When a session gets canceled last minute, it doesn’t just free up an hour. It can wreck the whole plan you built around it—meal timing, childcare, commute, work deadlines, and that rare burst of motivation you had at 4 p.m. on a Tuesday.

And motivation is annoyingly perishable. If you’re trying to build consistency, repeated disruptions can make it feel like you’re always starting over. At a certain point, you’re not paying for training—you’re paying for uncertainty.

That’s why the fee felt like salt in the wound. It wasn’t only the money; it was the message. It suggested my time was billable, but theirs was flexible.

What you can do if this happens to you

First, pull up the written policy—email, contract, booking app, whatever you were given when you signed up. If it’s not written anywhere, that’s already useful information. “Standard policy” is not the same thing as “agreed policy.”

Next, document the pattern calmly: dates, times, how much notice you were given, and what the proposed fixes were. You don’t need a courtroom spreadsheet, but a simple list keeps the conversation factual. It also helps you spot whether this is occasional chaos or a consistent problem.

Then ask for a fair remedy in plain language. You can request that the rescheduling fee be waived, or that you receive a credit for trainer-initiated late cancellations, or both. If you’re paying for a package, you can ask to extend the expiration date so you’re not punished for sessions you couldn’t attend due to their changes.

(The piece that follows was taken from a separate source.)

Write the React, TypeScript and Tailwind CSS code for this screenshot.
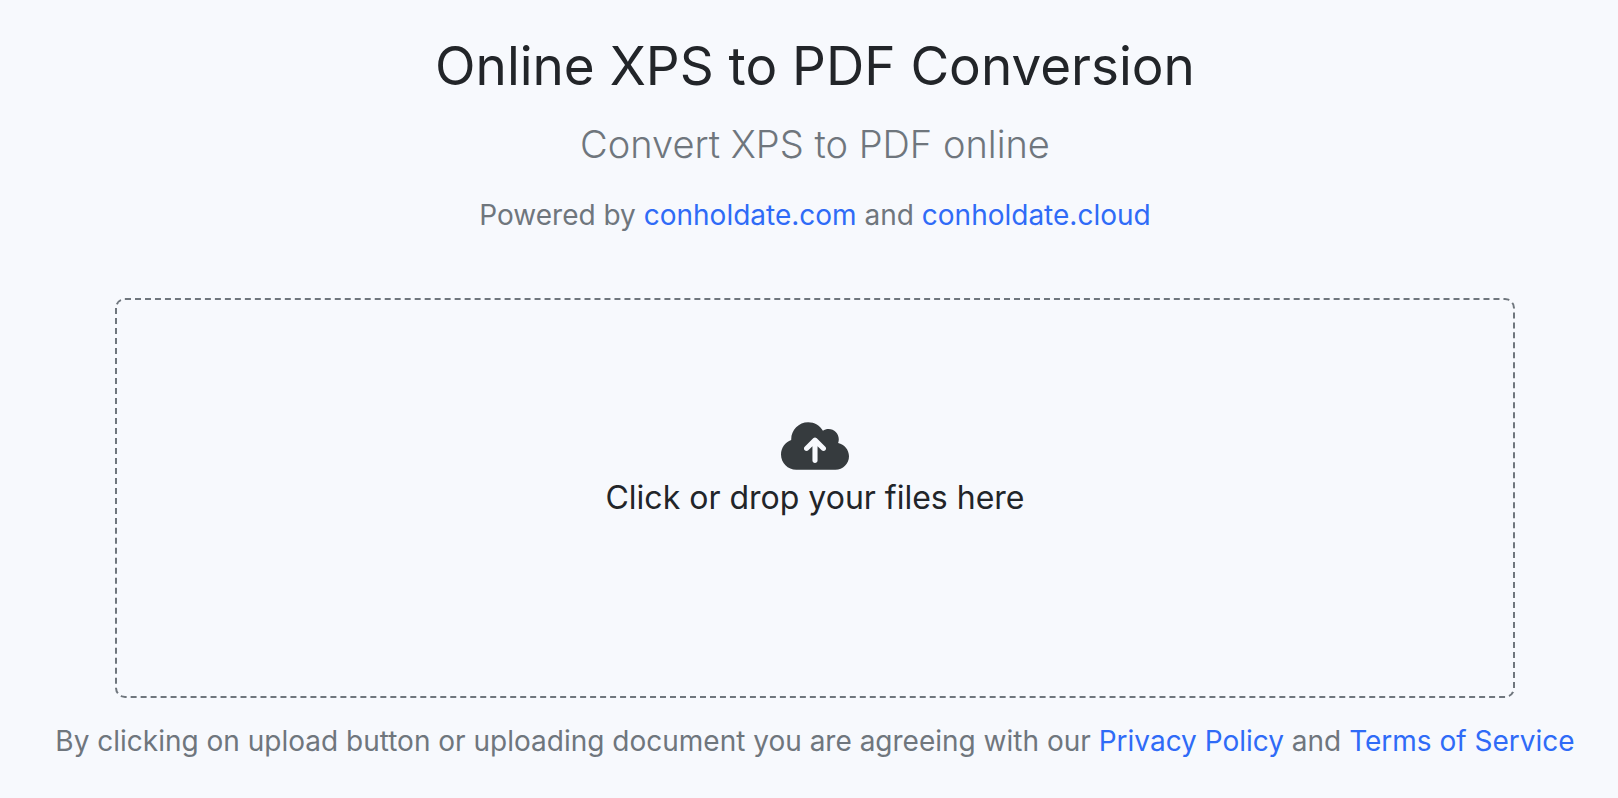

If the trainer works for a gym or studio, loop in the manager. Not in a dramatic way—just a “Hey, I’m having trouble with scheduling consistency and fees, can you help me understand the policy?” way. Management often has more flexibility than an individual trainer and may not even know this is happening.

When it’s time to switch trainers

Sometimes the cleanest answer is the simplest one: move on. If someone repeatedly cancels on you last minute, that’s a sign they’re overbooked, disorganized, or not prioritizing your sessions. None of those are things you should be paying top dollar to experience.

Switching trainers doesn’t have to be a big confrontation. You can say you’re adjusting your schedule or looking for a better fit. And honestly, a good trainer won’t take it personally—they’ll understand that consistency is part of the service.

The goal isn’t to “win” an argument about a fee. The goal is to find a setup that supports your routine instead of constantly scrambling it. Because the hardest part of fitness is showing up, and you deserve someone who shows up too.